▸ SUPPLIED DATA
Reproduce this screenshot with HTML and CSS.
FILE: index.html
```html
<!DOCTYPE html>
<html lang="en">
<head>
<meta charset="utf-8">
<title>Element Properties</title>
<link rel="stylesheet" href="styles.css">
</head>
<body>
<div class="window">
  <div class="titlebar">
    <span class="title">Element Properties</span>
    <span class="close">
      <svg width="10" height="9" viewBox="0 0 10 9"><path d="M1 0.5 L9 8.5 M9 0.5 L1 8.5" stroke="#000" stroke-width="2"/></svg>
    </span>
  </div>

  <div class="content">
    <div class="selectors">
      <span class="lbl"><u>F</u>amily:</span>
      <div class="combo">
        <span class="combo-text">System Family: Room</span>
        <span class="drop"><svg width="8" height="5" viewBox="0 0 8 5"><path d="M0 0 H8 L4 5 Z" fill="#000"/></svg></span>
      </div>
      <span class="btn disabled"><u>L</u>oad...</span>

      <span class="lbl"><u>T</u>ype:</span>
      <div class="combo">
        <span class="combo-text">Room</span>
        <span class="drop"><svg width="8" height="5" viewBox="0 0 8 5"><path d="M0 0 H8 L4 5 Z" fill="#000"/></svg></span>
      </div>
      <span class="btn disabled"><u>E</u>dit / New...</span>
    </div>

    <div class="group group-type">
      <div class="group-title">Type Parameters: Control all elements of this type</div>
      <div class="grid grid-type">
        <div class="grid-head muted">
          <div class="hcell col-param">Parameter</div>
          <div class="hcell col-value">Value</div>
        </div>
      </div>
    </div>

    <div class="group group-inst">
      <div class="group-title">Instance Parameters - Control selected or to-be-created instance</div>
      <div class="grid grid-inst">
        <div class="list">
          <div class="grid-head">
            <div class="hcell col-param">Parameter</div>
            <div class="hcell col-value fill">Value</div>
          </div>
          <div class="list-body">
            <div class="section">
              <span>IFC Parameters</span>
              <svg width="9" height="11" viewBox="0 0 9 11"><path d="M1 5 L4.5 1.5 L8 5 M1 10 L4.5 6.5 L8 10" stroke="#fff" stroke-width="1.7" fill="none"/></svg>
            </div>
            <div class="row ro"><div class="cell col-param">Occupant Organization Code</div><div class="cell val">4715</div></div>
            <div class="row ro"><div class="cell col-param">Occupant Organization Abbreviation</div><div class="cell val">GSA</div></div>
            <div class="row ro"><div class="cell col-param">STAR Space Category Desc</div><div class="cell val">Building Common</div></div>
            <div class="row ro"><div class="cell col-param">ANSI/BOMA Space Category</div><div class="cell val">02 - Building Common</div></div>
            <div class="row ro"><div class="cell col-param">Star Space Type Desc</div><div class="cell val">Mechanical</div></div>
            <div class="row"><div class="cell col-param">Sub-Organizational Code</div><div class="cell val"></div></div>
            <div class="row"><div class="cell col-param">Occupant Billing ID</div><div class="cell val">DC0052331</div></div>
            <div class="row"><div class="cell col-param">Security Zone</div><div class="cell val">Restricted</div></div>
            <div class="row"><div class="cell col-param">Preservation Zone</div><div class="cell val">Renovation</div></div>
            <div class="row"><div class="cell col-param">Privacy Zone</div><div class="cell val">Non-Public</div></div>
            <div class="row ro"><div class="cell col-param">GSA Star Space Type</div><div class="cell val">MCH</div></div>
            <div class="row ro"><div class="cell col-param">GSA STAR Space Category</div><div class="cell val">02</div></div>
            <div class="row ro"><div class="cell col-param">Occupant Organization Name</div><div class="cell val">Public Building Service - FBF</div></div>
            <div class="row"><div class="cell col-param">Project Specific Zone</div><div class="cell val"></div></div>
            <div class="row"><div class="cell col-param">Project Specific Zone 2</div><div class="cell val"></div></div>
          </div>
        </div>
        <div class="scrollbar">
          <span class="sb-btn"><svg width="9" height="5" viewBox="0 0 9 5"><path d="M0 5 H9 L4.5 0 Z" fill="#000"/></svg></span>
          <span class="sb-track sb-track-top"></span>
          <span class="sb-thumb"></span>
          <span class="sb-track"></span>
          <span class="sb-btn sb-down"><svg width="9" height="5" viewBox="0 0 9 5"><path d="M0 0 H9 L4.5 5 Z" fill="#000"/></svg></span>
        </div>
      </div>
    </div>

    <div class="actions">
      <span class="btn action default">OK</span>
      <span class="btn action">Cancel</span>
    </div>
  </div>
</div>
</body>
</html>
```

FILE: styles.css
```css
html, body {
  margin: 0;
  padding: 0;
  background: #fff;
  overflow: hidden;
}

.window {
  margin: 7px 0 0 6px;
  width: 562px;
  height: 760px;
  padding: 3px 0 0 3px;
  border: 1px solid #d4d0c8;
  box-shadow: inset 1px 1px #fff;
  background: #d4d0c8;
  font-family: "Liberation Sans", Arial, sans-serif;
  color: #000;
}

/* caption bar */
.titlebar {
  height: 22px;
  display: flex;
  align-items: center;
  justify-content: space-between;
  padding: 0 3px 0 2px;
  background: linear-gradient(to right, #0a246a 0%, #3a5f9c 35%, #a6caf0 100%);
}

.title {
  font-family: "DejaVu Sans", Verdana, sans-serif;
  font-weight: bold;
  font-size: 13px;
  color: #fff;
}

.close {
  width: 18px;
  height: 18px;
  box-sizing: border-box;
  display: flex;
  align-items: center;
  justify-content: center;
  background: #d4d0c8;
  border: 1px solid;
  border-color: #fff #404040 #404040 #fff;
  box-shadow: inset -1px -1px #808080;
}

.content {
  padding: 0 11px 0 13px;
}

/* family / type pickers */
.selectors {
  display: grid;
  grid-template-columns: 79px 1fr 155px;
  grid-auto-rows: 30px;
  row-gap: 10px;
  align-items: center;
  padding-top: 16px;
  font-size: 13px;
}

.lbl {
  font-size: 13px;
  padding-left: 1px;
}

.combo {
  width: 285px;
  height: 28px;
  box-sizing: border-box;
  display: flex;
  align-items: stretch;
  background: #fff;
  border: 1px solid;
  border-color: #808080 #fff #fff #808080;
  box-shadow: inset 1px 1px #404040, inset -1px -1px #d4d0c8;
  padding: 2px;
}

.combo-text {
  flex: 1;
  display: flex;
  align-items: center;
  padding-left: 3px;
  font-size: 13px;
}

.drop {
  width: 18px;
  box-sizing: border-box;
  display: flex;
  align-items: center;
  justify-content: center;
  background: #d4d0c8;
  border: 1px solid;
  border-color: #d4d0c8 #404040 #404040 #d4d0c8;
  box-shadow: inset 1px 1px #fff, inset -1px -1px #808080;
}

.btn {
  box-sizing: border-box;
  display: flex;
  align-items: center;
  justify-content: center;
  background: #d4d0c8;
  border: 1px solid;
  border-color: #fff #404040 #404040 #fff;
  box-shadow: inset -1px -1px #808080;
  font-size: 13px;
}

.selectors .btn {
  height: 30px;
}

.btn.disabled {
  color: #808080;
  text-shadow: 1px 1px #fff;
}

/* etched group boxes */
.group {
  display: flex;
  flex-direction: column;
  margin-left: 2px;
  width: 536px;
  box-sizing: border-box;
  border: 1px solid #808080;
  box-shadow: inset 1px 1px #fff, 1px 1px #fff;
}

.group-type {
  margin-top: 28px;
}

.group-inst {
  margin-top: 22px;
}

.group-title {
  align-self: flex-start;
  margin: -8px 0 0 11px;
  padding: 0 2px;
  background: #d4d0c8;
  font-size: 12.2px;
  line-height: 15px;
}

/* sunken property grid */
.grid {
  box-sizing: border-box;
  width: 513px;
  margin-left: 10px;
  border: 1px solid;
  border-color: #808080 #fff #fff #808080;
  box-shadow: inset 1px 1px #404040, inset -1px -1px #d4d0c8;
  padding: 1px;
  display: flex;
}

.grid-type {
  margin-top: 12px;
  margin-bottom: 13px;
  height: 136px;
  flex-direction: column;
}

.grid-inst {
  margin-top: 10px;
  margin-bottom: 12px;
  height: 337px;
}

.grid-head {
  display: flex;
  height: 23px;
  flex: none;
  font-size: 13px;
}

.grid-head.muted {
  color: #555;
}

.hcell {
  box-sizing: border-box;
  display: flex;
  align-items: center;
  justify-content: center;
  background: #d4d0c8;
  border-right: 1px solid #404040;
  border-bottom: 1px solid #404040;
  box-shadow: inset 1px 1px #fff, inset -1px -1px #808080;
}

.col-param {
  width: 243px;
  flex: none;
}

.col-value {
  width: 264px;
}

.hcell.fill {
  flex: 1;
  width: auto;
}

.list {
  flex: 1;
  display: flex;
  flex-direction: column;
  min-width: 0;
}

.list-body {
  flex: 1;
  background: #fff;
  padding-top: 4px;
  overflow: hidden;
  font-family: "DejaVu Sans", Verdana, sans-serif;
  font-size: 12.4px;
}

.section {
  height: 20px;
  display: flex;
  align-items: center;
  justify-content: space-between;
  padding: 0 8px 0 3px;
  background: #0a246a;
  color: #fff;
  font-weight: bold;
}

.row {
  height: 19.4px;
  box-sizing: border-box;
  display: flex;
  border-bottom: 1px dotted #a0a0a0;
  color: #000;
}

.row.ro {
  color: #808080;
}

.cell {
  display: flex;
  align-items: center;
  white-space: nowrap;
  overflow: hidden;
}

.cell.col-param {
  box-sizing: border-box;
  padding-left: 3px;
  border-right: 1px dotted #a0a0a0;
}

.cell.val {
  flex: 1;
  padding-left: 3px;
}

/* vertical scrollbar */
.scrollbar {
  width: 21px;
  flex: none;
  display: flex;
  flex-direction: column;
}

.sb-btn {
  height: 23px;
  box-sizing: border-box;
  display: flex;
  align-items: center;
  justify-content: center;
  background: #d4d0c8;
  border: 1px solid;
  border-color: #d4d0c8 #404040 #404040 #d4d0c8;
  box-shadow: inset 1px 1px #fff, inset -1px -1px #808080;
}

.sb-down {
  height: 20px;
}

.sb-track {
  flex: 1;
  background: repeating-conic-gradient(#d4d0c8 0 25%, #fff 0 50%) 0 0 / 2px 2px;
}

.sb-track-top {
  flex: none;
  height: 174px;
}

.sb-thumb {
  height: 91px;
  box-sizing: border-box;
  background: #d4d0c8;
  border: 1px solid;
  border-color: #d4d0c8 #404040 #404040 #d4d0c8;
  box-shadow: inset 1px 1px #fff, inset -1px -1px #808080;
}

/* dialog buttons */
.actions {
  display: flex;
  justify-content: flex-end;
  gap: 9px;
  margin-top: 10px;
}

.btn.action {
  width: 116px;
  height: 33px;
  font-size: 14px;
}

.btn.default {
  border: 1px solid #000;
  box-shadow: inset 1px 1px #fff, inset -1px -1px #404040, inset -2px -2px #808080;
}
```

==

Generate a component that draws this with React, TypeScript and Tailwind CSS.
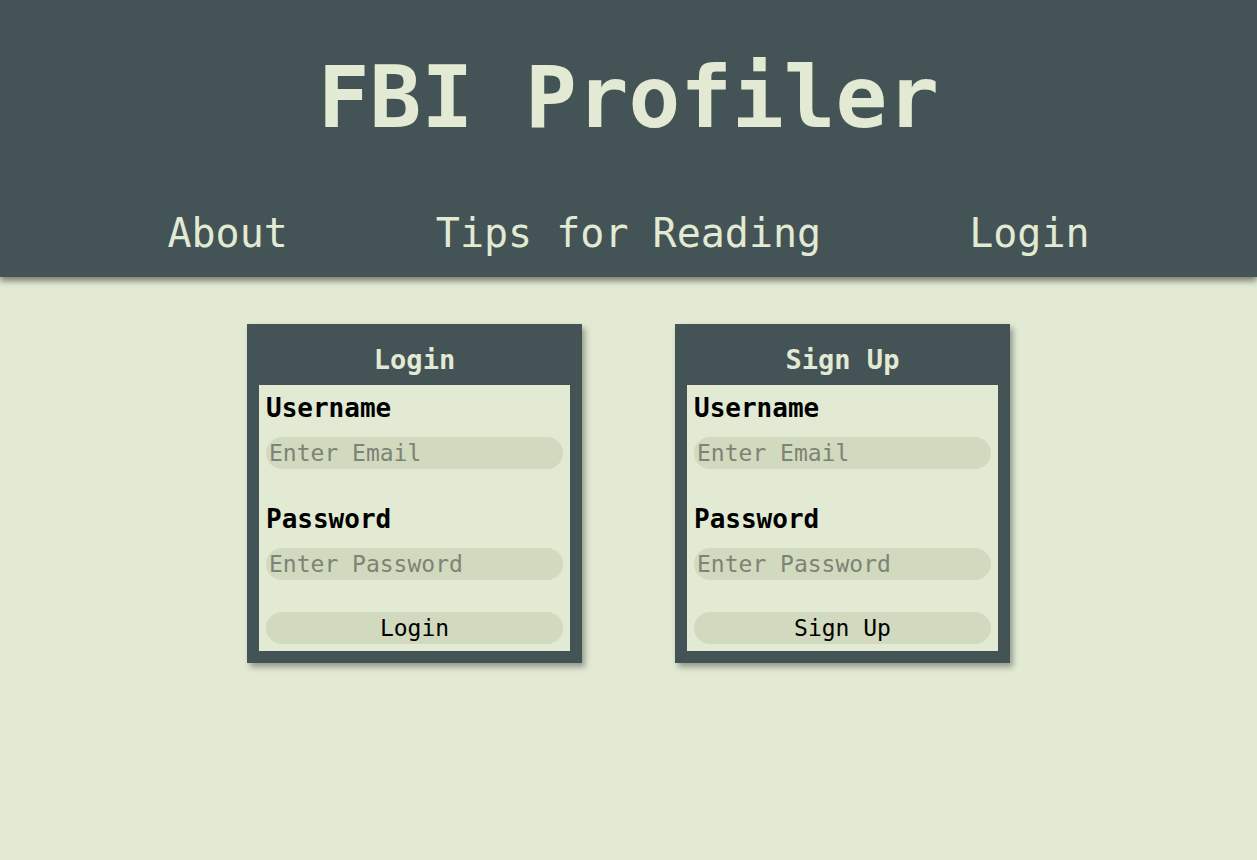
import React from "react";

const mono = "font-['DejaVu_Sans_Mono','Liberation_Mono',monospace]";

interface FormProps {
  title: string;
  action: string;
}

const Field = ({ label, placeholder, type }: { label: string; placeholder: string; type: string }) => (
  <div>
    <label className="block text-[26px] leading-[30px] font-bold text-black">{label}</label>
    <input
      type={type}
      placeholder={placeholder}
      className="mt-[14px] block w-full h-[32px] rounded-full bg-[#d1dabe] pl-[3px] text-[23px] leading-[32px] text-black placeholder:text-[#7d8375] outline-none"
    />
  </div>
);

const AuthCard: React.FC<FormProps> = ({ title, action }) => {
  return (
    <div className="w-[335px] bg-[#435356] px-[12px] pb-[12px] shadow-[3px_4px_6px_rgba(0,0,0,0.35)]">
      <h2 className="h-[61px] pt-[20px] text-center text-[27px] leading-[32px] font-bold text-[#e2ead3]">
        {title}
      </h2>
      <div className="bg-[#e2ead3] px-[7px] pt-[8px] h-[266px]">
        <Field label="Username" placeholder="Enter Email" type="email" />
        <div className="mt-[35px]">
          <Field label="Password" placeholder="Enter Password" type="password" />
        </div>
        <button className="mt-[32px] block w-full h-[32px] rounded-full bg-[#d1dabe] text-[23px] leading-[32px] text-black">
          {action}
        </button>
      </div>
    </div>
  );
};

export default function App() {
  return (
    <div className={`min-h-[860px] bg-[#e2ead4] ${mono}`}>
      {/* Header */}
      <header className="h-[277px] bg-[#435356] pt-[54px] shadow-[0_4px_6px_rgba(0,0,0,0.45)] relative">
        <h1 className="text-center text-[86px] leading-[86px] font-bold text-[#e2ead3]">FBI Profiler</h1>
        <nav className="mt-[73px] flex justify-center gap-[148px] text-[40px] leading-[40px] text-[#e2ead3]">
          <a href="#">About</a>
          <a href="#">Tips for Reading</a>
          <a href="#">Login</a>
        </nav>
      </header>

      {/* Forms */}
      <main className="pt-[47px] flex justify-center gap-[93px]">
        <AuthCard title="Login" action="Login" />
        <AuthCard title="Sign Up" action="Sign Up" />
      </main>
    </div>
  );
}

▸ TASK DESCRIPTION
Gather all lines from the records above in which "with" appears.

▸ FULL ANSWER
Reproduce this screenshot with HTML and CSS.
Generate a component that draws this with React, TypeScript and Tailwind CSS.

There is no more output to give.